The Staffordshire Historical Collections on British History Online have various plea rolls and other medieval documents (www.british-history.ac.uk/staffs-hist-collection).
Durie (2013) and Westcott (2014) provide further insights into interpreting and understanding early documents. The Medieval Genealogy website contains links to numerous sources, including public records, charters, manorial records, early church and probate records, funeral monuments and heraldry (www.medievalgenealogy.org.uk). The heraldry of Staffordshire has been discussed in various articles in the Midland Ancestor, the journal of Midland Ancestors.
At the beginning of the sixteenth century the religious houses continued to exert influence, even though the numbers of brethren were in steep decline. When Trentham Priory was dissolved in 1536 it possessed huge tracts of land across North Staffordshire, yet had only eight priors in residence. They were each granted annuities and either took up positions as rectors locally or moved away.
Farming prospered during this period. It was largely pastoral, with livestock being moved between upland and lowland pastures during the year and preference given to cattle over sheep. More land was brought under cultivation by clearing woodland and the use of former ‘waste’. The enclosure of open fields began: Tunstall was enclosed by 1614 and visitors in the late seventeenth century commented on the quantity of enclosures around the county compared with elsewhere. Yeoman farmers such as the Fords at Ford Green Hall, Smallthorne, showed off their new-found wealth by building large timber-framed houses (http://fordgreenhall.org.uk).
Although Staffordshire as a whole featured prominently in the English Civil Wars, hostilities were concentrated in the south of the county, in areas such as Lichfield, Tamworth, Cannock and Stafford. North Staffordshire escaped the worst excesses, though the area was traversed frequently by both the Royalist and Parliamentary armies en route to engagements elsewhere. At the outbreak of the conflict in 1642 the Staffordshire Moorlands was controlled for Parliament by Sir John Bowyer of Knypersley and there was a Royalist garrison at Biddulph. At Keele Hall, the Sneyds opted for the king and garrisoned their property, but it soon fell to Parliament. The nearest thing to a battle was a skirmish at Biddulph Old Hall in 1644. After winning over Cheshire, the Parliamentary forces laid siege to the hall where several Catholic families had sought refuge. Heavy artillery was used against the contingent of 150 troops and the occupants were left with no alternative but to surrender. The hall was subsequently plundered by the local population and remains a ruin today.

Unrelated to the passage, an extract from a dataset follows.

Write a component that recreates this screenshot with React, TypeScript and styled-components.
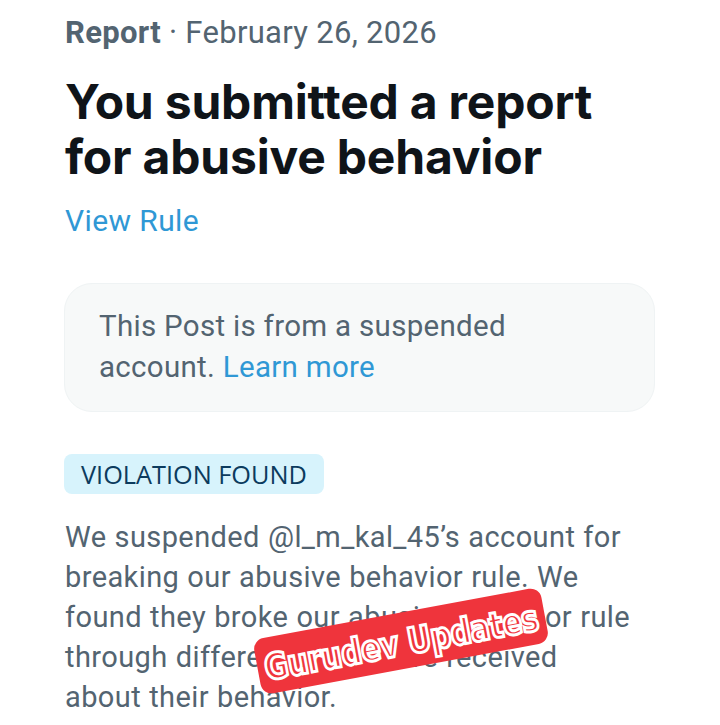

By this time the farmer-potters were beginning to upscale their operations. There are records of pottery being made in Penkhull by about 1600, as well as dish-making at Tunstall. In 1635 three men from Tunstall appeared before the manor court accused of digging holes in the road to obtain clay. In Burslem, a trade in the manufacture of butterpots, used in making butter, developed; these were large cylindrical pots made of unglazed material. Writing in his Natural History of Staffordshire in 1686, Robert Plot commented on the prevalence of pottery in the area and described Burslem as the mother town. Plot observed that the potters lived in small cottages in their own area of enclosed land, with bottle-shaped kilns adjoining: ‘The greatest pottery they have in this county is carried on at Burslem, . . . for making their several sorts of pots they have as many different sorts of clay, which they dig round about the towne . . . the best being found nearest the coale’. Around this time the practice of glazing with salt was developed as an alternative to the lead glaze used previously. According to some accounts, it was introduced by two Dutch potters called the Elers brothers in their potwork at Bradwell; others attribute it to an accidental discovery in a small pottery at Bagnall. Saggars – fireclay boxes used to hold the wares during firing – were also introduced around this period (see Chapter 2).
New equipment; novel approaches to glazing and preparing the clay; innovations in firing within the oven; and markets for the resulting wares: little by little the potter’s art was being assembled, ready to be kick-started in the century that followed.
In 1641–2, all males over the age of 18 were required to swear an oath of Protestant loyalty, as part of efforts to count and tax Roman Catholics. Each parish compiled protestation oath returns that were submitted to Parliament, effectively making this a census of all adult males. Regrettably, few records survive. In Staffordshire, the south of the county – Offlow hundred – is well covered but in the north only returns for Newcastle-under-Lyme and Stow (both in Pirehill hundred) survive. There are no returns at all for Totmonslow hundred (the north-east). These records are held at the House of Lords Record Office and available online (http://digitalarchive.parliament.uk using references HL/PO/JO/10/1/105/42 and 43 respectively for the two Pirehill series). A similar oath list from 1722, following the Jacobite Rebellion is within the Staffordshire Quarter Sessions [Q/RRo].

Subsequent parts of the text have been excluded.